(REQUIREMENT): Reproduce the listing exactly, with no pictures in your copy.

(SOURCE MATERIAL):
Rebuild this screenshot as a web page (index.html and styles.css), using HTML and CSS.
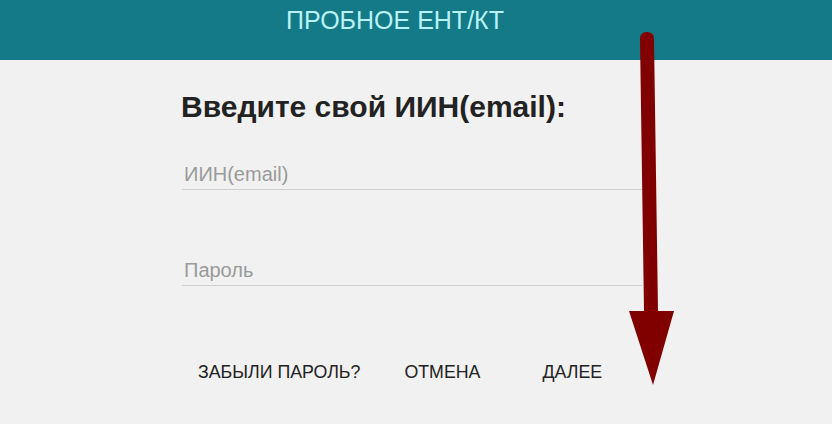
FILE: index.html
```html
<!DOCTYPE html>
<html lang="ru">
<head>
<meta charset="utf-8">
<title>Пробное ЕНТ/КТ</title>
<link rel="stylesheet" href="styles.css">
</head>
<body>
<header class="topbar">
  <div class="topbar-title">ПРОБНОЕ ЕНТ/КТ</div>
</header>
<main class="login">
  <h1 class="login-title">Введите свой ИИН(email):</h1>
  <div class="field"><input class="field-input" type="text" placeholder="ИИН(email)"></div>
  <div class="field"><input class="field-input" type="password" placeholder="Пароль"></div>
  <div class="actions">
    <button class="btn btn-forgot">ЗАБЫЛИ ПАРОЛЬ?</button>
    <button class="btn btn-cancel">ОТМЕНА</button>
    <button class="btn btn-next">ДАЛЕЕ</button>
  </div>
</main>
<svg class="pointer" width="832" height="424" viewBox="0 0 832 424">
  <path d="M640 39 Q640 32 647 32 Q654 32 654 39 L658 311 L674 311 L653 385 L629 311 L644 311 Z" fill="#800000"/>
</svg>
</body>
</html>
```

FILE: styles.css
```css
* { box-sizing: border-box; }
html, body { margin: 0; padding: 0; }
body {
  width: 832px;
  height: 424px;
  overflow: hidden;
  background: #f1f1f1;
  font-family: "Liberation Sans", Arial, sans-serif;
  position: relative;
}
.topbar {
  height: 60px;
  background: #157a87;
  display: flex;
  justify-content: center;
  padding-top: 5px;
}
.topbar-title {
  color: #b8f2f6;
  font-size: 25px;
  line-height: 30px;
  padding-right: 42px;
}
.login {
  padding: 30px 0 0 182px;
  width: 660px;
}
.login-title {
  margin: 0 0 0 -1px;
  font-size: 30px;
  line-height: 34px;
  font-weight: bold;
  color: #222;
}
.field {
  margin-top: 28px;
  width: 460px;
}
.field + .field { margin-top: 58px; }
.field-input {
  display: block;
  width: 100%;
  height: 38px;
  border: 0;
  border-bottom: 1px solid #cfcfcf;
  background: transparent;
  font-family: "Liberation Sans", Arial, sans-serif;
  font-size: 20px;
  color: #222;
  padding: 8px 2px 0;
  outline: none;
}
.field-input::placeholder { color: #9a9a9a; }
.actions {
  display: flex;
  margin-top: 76px;
  padding-left: 16px;
}
.btn {
  border: 0;
  background: transparent;
  font-family: "Liberation Sans", Arial, sans-serif;
  font-size: 17.8px;
  color: #222;
  padding: 0;
  line-height: 20px;
}
.btn-cancel { margin-left: 44px; }
.btn-next { margin-left: 62px; }
.pointer {
  position: absolute;
  left: 0;
  top: 0;
  pointer-events: none;
}
```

(SOLUTION FOR THIS PROBLEM):
Rebuild this screenshot as a web page (index.html and styles.css), using HTML and CSS.
FILE: index.html
```html
<!DOCTYPE html>
<html lang="ru">
<head>
<meta charset="utf-8">
<title>Пробное ЕНТ/КТ</title>
<link rel="stylesheet" href="styles.css">
</head>
<body>
<header class="topbar">
  <div class="topbar-title">ПРОБНОЕ ЕНТ/КТ</div>
</header>
<main class="login">
  <h1 class="login-title">Введите свой ИИН(email):</h1>
  <div class="field"><input class="field-input" type="text" placeholder="ИИН(email)"></div>
  <div class="field"><input class="field-input" type="password" placeholder="Пароль"></div>
  <div class="actions">
    <button class="btn btn-forgot">ЗАБЫЛИ ПАРОЛЬ?</button>
    <button class="btn btn-cancel">ОТМЕНА</button>
    <button class="btn btn-next">ДАЛЕЕ</button>
  </div>
</main>
<svg class="pointer" width="832" height="424" viewBox="0 0 832 424">
  <path d="M640 39 Q640 32 647 32 Q654 32 654 39 L658 311 L674 311 L653 385 L629 311 L644 311 Z" fill="#800000"/>
</svg>
</body>
</html>
```

FILE: styles.css
```css
* { box-sizing: border-box; }
html, body { margin: 0; padding: 0; }
body {
  width: 832px;
  height: 424px;
  overflow: hidden;
  background: #f1f1f1;
  font-family: "Liberation Sans", Arial, sans-serif;
  position: relative;
}
.topbar {
  height: 60px;
  background: #157a87;
  display: flex;
  justify-content: center;
  padding-top: 5px;
}
.topbar-title {
  color: #b8f2f6;
  font-size: 25px;
  line-height: 30px;
  padding-right: 42px;
}
.login {
  padding: 30px 0 0 182px;
  width: 660px;
}
.login-title {
  margin: 0 0 0 -1px;
  font-size: 30px;
  line-height: 34px;
  font-weight: bold;
  color: #222;
}
.field {
  margin-top: 28px;
  width: 460px;
}
.field + .field { margin-top: 58px; }
.field-input {
  display: block;
  width: 100%;
  height: 38px;
  border: 0;
  border-bottom: 1px solid #cfcfcf;
  background: transparent;
  font-family: "Liberation Sans", Arial, sans-serif;
  font-size: 20px;
  color: #222;
  padding: 8px 2px 0;
  outline: none;
}
.field-input::placeholder { color: #9a9a9a; }
.actions {
  display: flex;
  margin-top: 76px;
  padding-left: 16px;
}
.btn {
  border: 0;
  background: transparent;
  font-family: "Liberation Sans", Arial, sans-serif;
  font-size: 17.8px;
  color: #222;
  padding: 0;
  line-height: 20px;
}
.btn-cancel { margin-left: 44px; }
.btn-next { margin-left: 62px; }
.pointer {
  position: absolute;
  left: 0;
  top: 0;
  pointer-events: none;
}
```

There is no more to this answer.